In the last 12 months, 90,000 Chadians have themselves been displaced by marauding groups of armed men on camels and horseback whose tactics mirror those of the janjaweed Arab militia across the border in Darfur.

In the latest deadly episode of inter-ethnic fighting, attacks last Friday and Saturday in the Koukou Angarana area of south-eastern Chad left about 30 people dead, including villagers, refugees and people already displaced by earlier fighting. Another 30 people were wounded in the attacks, which took place in villages close to the Goz Amer refugee camp, UNHCR staff report.

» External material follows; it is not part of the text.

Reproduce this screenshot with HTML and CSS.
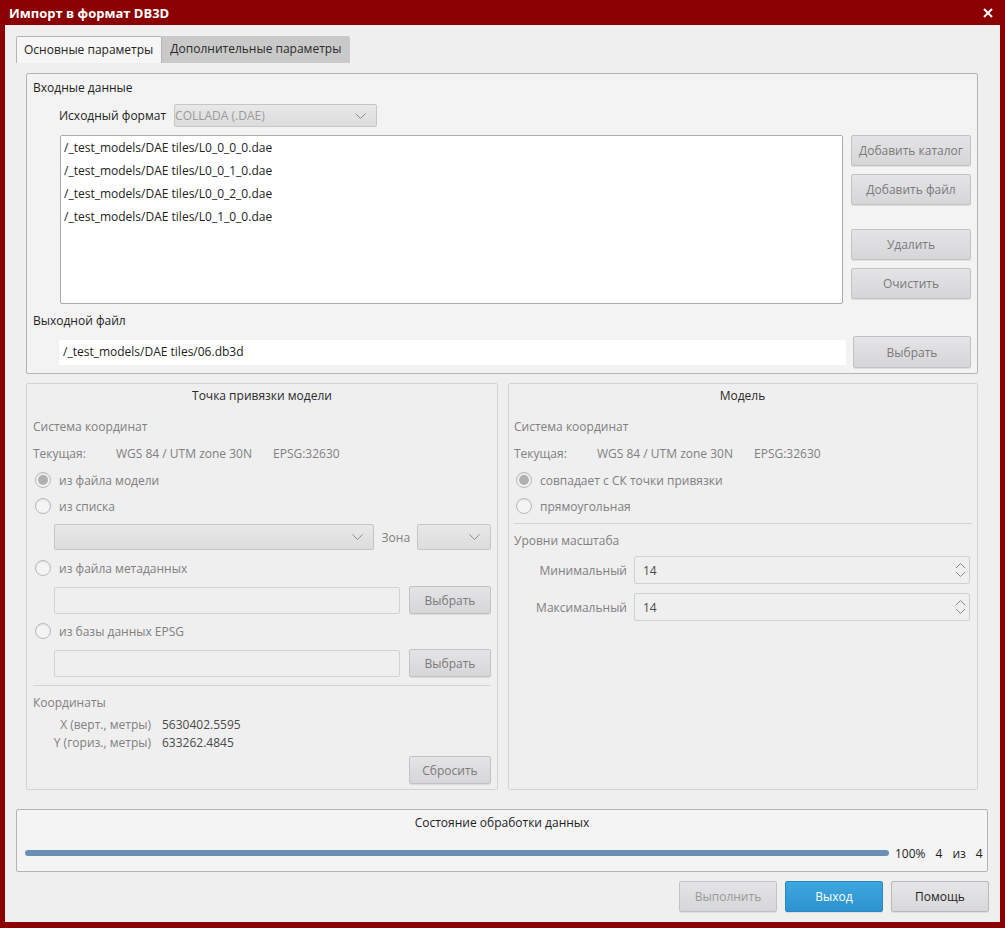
FILE: index.html
```html
<!DOCTYPE html>
<html lang="ru">
<head>
<meta charset="utf-8">
<title>Импорт в формат DB3D</title>
<link rel="stylesheet" href="styles.css">
</head>
<body>
<div class="window">
  <div class="titlebar">
    <span class="title">Импорт в формат DB3D</span>
    <svg class="close" width="10" height="10" viewBox="0 0 10 10"><path d="M1 1L9 9M9 1L1 9" stroke="#fff" stroke-width="2"/></svg>
  </div>
  <div class="content">
    <div class="tabs">
      <div class="tab active">Основные параметры</div>
      <div class="tab">Дополнительные параметры</div>
    </div>
    <div class="pane">
      <div class="group input-group">
        <div class="line">Входные данные</div>
        <div class="format-row">
          <span class="line">Исходный формат</span>
          <div class="combo format-combo"><span class="combo-text">COLLADA (.DAE)</span><svg class="chev" width="11" height="6" viewBox="0 0 11 6"><path d="M0.5 0.5L5.5 5.5L10.5 0.5" fill="none" stroke="#8a8a8a"/></svg></div>
        </div>
        <div class="list-row">
          <div class="filelist">
            <div class="item">/_test_models/DAE tiles/L0_0_0_0.dae</div>
            <div class="item">/_test_models/DAE tiles/L0_0_1_0.dae</div>
            <div class="item">/_test_models/DAE tiles/L0_0_2_0.dae</div>
            <div class="item">/_test_models/DAE tiles/L0_1_0_0.dae</div>
          </div>
          <div class="list-buttons">
            <div class="btn tall">Добавить каталог</div>
            <div class="btn tall">Добавить файл</div>
            <div class="btn tall spaced">Удалить</div>
            <div class="btn tall">Очистить</div>
          </div>
        </div>
        <div class="line out-label">Выходной файл</div>
        <div class="out-row">
          <div class="out-field">/_test_models/DAE tiles/06.db3d</div>
          <div class="btn out-btn">Выбрать</div>
        </div>
      </div>

      <div class="lower">
        <div class="group sub left-group">
          <div class="line gtitle">Точка привязки модели</div>
          <div class="line dim m13">Система координат</div>
          <div class="line dim cur m9"><span class="c1">Текущая:</span><span class="c2">WGS 84 / UTM zone 30N</span><span>EPSG:32630</span></div>
          <div class="radio m8"><span class="rb checked"></span><span class="dim">из файла модели</span></div>
          <div class="radio m8"><span class="rb"></span><span class="dim">из списка</span></div>
          <div class="combo-row m9">
            <div class="combo list-combo"><span class="combo-text"></span><svg class="chev" width="11" height="6" viewBox="0 0 11 6"><path d="M0.5 0.5L5.5 5.5L10.5 0.5" fill="none" stroke="#8a8a8a"/></svg></div>
            <span class="dim zone">Зона</span>
            <div class="combo zone-combo"><span class="combo-text"></span><svg class="chev" width="11" height="6" viewBox="0 0 11 6"><path d="M0.5 0.5L5.5 5.5L10.5 0.5" fill="none" stroke="#8a8a8a"/></svg></div>
          </div>
          <div class="radio m9"><span class="rb"></span><span class="dim">из файла метаданных</span></div>
          <div class="edit-row m9">
            <div class="edit"></div>
            <div class="btn small">Выбрать</div>
          </div>
          <div class="radio m8"><span class="rb"></span><span class="dim">из базы данных EPSG</span></div>
          <div class="edit-row m9">
            <div class="edit"></div>
            <div class="btn small">Выбрать</div>
          </div>
          <div class="sep m8"></div>
          <div class="line dim m8">Координаты</div>
          <div class="coords m4">
            <span class="dim lbl">X (верт., метры)</span><span class="val">5630402.5595</span>
            <span class="dim lbl">Y (гориз., метры)</span><span class="val">633262.4845</span>
          </div>
          <div class="reset-row m4"><div class="btn small">Сбросить</div></div>
        </div>

        <div class="group sub right-group">
          <div class="line gtitle">Модель</div>
          <div class="line dim m13">Система координат</div>
          <div class="line dim cur m9"><span class="c1">Текущая:</span><span class="c2">WGS 84 / UTM zone 30N</span><span>EPSG:32630</span></div>
          <div class="radio m8"><span class="rb checked"></span><span class="dim">совпадает с СК точки привязки</span></div>
          <div class="radio m8"><span class="rb"></span><span class="dim">прямоугольная</span></div>
          <div class="sep m8 wide"></div>
          <div class="line dim m8">Уровни масштаба</div>
          <div class="spin-row m6">
            <span class="dim spin-lbl">Минимальный</span>
            <div class="spin"><span class="val">14</span><svg class="arrows" width="11" height="16" viewBox="0 0 11 16"><path d="M1 6L5.5 1.5L10 6M1 10L5.5 14.5L10 10" fill="none" stroke="#8a8a8a"/></svg></div>
          </div>
          <div class="spin-row m9">
            <span class="dim spin-lbl">Максимальный</span>
            <div class="spin"><span class="val">14</span><svg class="arrows" width="11" height="16" viewBox="0 0 11 16"><path d="M1 6L5.5 1.5L10 6M1 10L5.5 14.5L10 10" fill="none" stroke="#8a8a8a"/></svg></div>
          </div>
        </div>
      </div>
    </div>

    <div class="group progress-group">
      <div class="line gtitle dark">Состояние обработки данных</div>
      <div class="progress-row">
        <div class="bar"></div>
        <span class="pct">100%</span><span class="cnt">4</span><span class="cnt">из</span><span class="cnt last">4</span>
      </div>
    </div>

    <div class="actions">
      <div class="btn action disabled">Выполнить</div>
      <div class="btn action primary">Выход</div>
      <div class="btn action normal">Помощь</div>
    </div>
  </div>
</div>
</body>
</html>
```
FILE: styles.css
```css
* { box-sizing: border-box; }
body { margin: 0; font-family: "Open Sans", "Noto Sans", sans-serif; font-size: 12px; color: #232323; }
.window { width: 1005px; height: 928px; background: #8b0000; padding: 0 5px 6px 5px; display: flex; flex-direction: column; }
.titlebar { height: 25px; flex: none; display: flex; align-items: center; justify-content: space-between; padding: 0 7px 0 4px; color: #fff; }
.title { font-weight: bold; font-size: 13px; }
.content { flex: 1; background: #efefef; padding: 11px 12px 10px 11px; display: flex; flex-direction: column; }
.tabs { display: flex; height: 27px; }
.tab { height: 27px; line-height: 26px; padding: 0 9px 0 8px; background: #c9c9c9; color: #2a2a2a; border-top-right-radius: 2px; }
.tab.active { background: #f6f6f6; border: 1px solid #b4b4b4; border-bottom: none; border-radius: 2px 2px 0 0; color: #232323; padding: 0 8px 0 7px; }
.pane { padding: 10px 10px 10px 10px; display: flex; flex-direction: column; gap: 9px; }
.line { height: 18px; line-height: 18px; white-space: nowrap; }
.group { border: 1px solid #b4b4b4; border-radius: 2px; }
.input-group { background: #f3f3f3; height: 301px; padding: 5px 6px 5px 6px; display: flex; flex-direction: column; }
.format-row { margin-top: 7px; padding-left: 26px; display: flex; align-items: center; gap: 8px; height: 23px; }
.combo { height: 23px; border: 1px solid #c6c6c6; border-radius: 2px; background: linear-gradient(#e8e8e8, #dcdcdc); display: flex; align-items: center; justify-content: space-between; padding: 0 10px 0 0; color: #9a9a9a; }
.format-combo { width: 203px; }
.list-row { margin-top: 8px; display: flex; gap: 8px; }
.filelist { margin-left: 27px; width: 783px; height: 169px; background: #fff; border: 1px solid #ababab; border-radius: 2px; padding: 3px 3px; }
.item { height: 23px; line-height: 17px; white-space: nowrap; }
.list-buttons { width: 120px; display: flex; flex-direction: column; gap: 8px; }
.btn { display: flex; align-items: center; justify-content: center; border: 1px solid #c2c2c2; border-radius: 2px; background: linear-gradient(#e4e4e6, #d6d6d8); color: #7a7a7a; white-space: nowrap; box-shadow: 0 1px 0 rgba(0,0,0,0.08); }
.btn.tall { height: 31px; }
.btn.spaced { margin-top: 16px; }
.out-label { margin-top: 8px; }
.out-row { margin-top: 6px; height: 32px; display: flex; align-items: center; }
.out-field { margin-left: 26px; width: 787px; height: 25px; background: #fff; line-height: 24px; padding-left: 4px; }
.out-btn { margin-left: 7px; width: 118px; height: 32px; }
.lower { display: flex; gap: 10px; height: 407px; }
.sub { border-color: #d3d3d3; background: #efefef; padding: 3px 6px 0 6px; display: flex; flex-direction: column; }
.left-group { width: 472px; }
.right-group { width: 470px; padding-left: 5px; }
.gtitle { text-align: center; color: #2a2a2a; }
.dim { color: #808080; }
.m4 { margin-top: 4px; } .m6 { margin-top: 6px; } .m8 { margin-top: 8px; } .m9 { margin-top: 9px; } .m13 { margin-top: 13px; }
.cur { display: flex; }
.c1 { width: 83px; }
.c2 { width: 157px; }
.radio { height: 18px; display: flex; align-items: center; gap: 8px; padding-left: 2px; white-space: nowrap; }
.rb { width: 16px; height: 16px; border-radius: 50%; border: 1px solid #b8b8b8; background: #f4f4f4; box-shadow: inset 0 1px 1px rgba(0,0,0,0.08); display: flex; align-items: center; justify-content: center; }
.rb.checked::after { content: ""; width: 10px; height: 10px; border-radius: 50%; background: #b0b0b0; }
.combo-row { height: 26px; display: flex; align-items: center; padding-left: 21px; }
.combo-row .combo { height: 26px; }
.list-combo { width: 320px; }
.zone { margin: 0 7px 0 8px; }
.zone-combo { width: 74px; }
.edit-row { height: 28px; display: flex; align-items: center; padding-left: 21px; gap: 9px; }
.edit { width: 346px; height: 27px; border: 1px solid #d2d2d2; border-radius: 2px; background: #efefef; }
.btn.small { width: 82px; height: 28px; }
.sep { height: 1px; background: #d3d3d3; }
.sep.wide { margin-right: -1px; }
.coords { display: grid; grid-template-columns: 118px auto; column-gap: 11px; row-gap: 0; }
.coords span { height: 18px; line-height: 18px; white-space: nowrap; }
.coords .lbl { text-align: right; }
.val { color: #4a4a4a; }
.reset-row { display: flex; justify-content: flex-end; }
.spin-row { height: 28px; display: flex; align-items: center; gap: 7px; }
.spin-lbl { width: 113px; text-align: right; white-space: nowrap; }
.spin { width: 336px; height: 28px; border: 1px solid #d0d0d0; border-radius: 2px; background: #efefef; display: flex; align-items: center; justify-content: space-between; padding: 0 3px 0 8px; }
.progress-group { margin-top: 9px; height: 63px; background: #f4f4f4; padding: 4px 8px 0 8px; }
.dark { color: #1e1e1e; }
.progress-row { margin-top: 12px; height: 18px; display: flex; align-items: center; white-space: nowrap; color: #1e1e1e; }
.bar { flex: none; width: 864px; height: 6px; background: #6a8fb4; border-radius: 3px; margin-right: 6px; }
.pct { margin-right: 10px; }
.cnt { margin-right: 10px; }
.cnt.last { margin-right: 0; }
.actions { margin-top: 9px; display: flex; justify-content: flex-end; gap: 8px; margin-right: -1px; }
.btn.action { width: 98px; height: 31px; }
.btn.disabled { color: #9a9a9a; }
.btn.primary { background: linear-gradient(#3ea6df, #2d93cf); border-color: #2a86c0; color: #fff; }
.btn.normal { color: #1e1e1e; background: linear-gradient(#e6e6e8, #d8d8da); border-color: #b8b8b8; }
```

Government forces countered the attack in heavy fighting around the village of Habile, which is also the site of a makeshift camp for internally displaced Chadians. A total of 22 villagers and internally displaced Chadians were killed in the Habile fighting Saturday, and 93 homes were burned.

Chadian authorities say they will remain to keep the area secure. With the attacks so close to the Goz Amer camp, which has more than 18,000 residents, the refugees are tense and concerned for their security. They are afraid to work their fields.

UNHCR has received reports that 5,000 of the 9,000 internally displaced Chadians at Habile site, fearing for their safety, are moving towards Koukou Angarana village even though the situation there is equally tense. Some 50 humanitarian workers in the area have been temporarily located to Goz Beida until the situation calms down.

More than 70 villages have been attacked, burned or emptied since early November. In late November, UNHCR lost more than US$1 million worth of aid supplies looted from its main warehouse in Abeche following clashes there between the government and rebel forces.

The volatile and deteriorating security situation, which has led to UNHCR working on a skeleton staff basis in six of the 12 refugee camps in the east since late November, is of critical concern to the High Commissioner, Redmond said.

"During his mission, Guterres will be stressing the fragility of the vital humanitarian lifeline in eastern Chad and seeking ways to strengthen it and protect the hundreds of thousands of victims of violence in the region," the spokesman added.

In another development, a joint mission by representatives of UNHCR, the Chadian government and the World Food Programme (WFP) returned on Monday from a five-day initial technical mission to the Kanem and Bet region of Chad to evaluate the suitability of alternative refugee camp sites.

The government earlier this month proposed new sites some 500 kms from N'Djamena and 500 kms from the eastern border with Sudan. The mission visited some 12 sites around Moussoro, Salal, Kouba-Oulanga and Koro-Toro. The results of their assessment are expected in the coming days.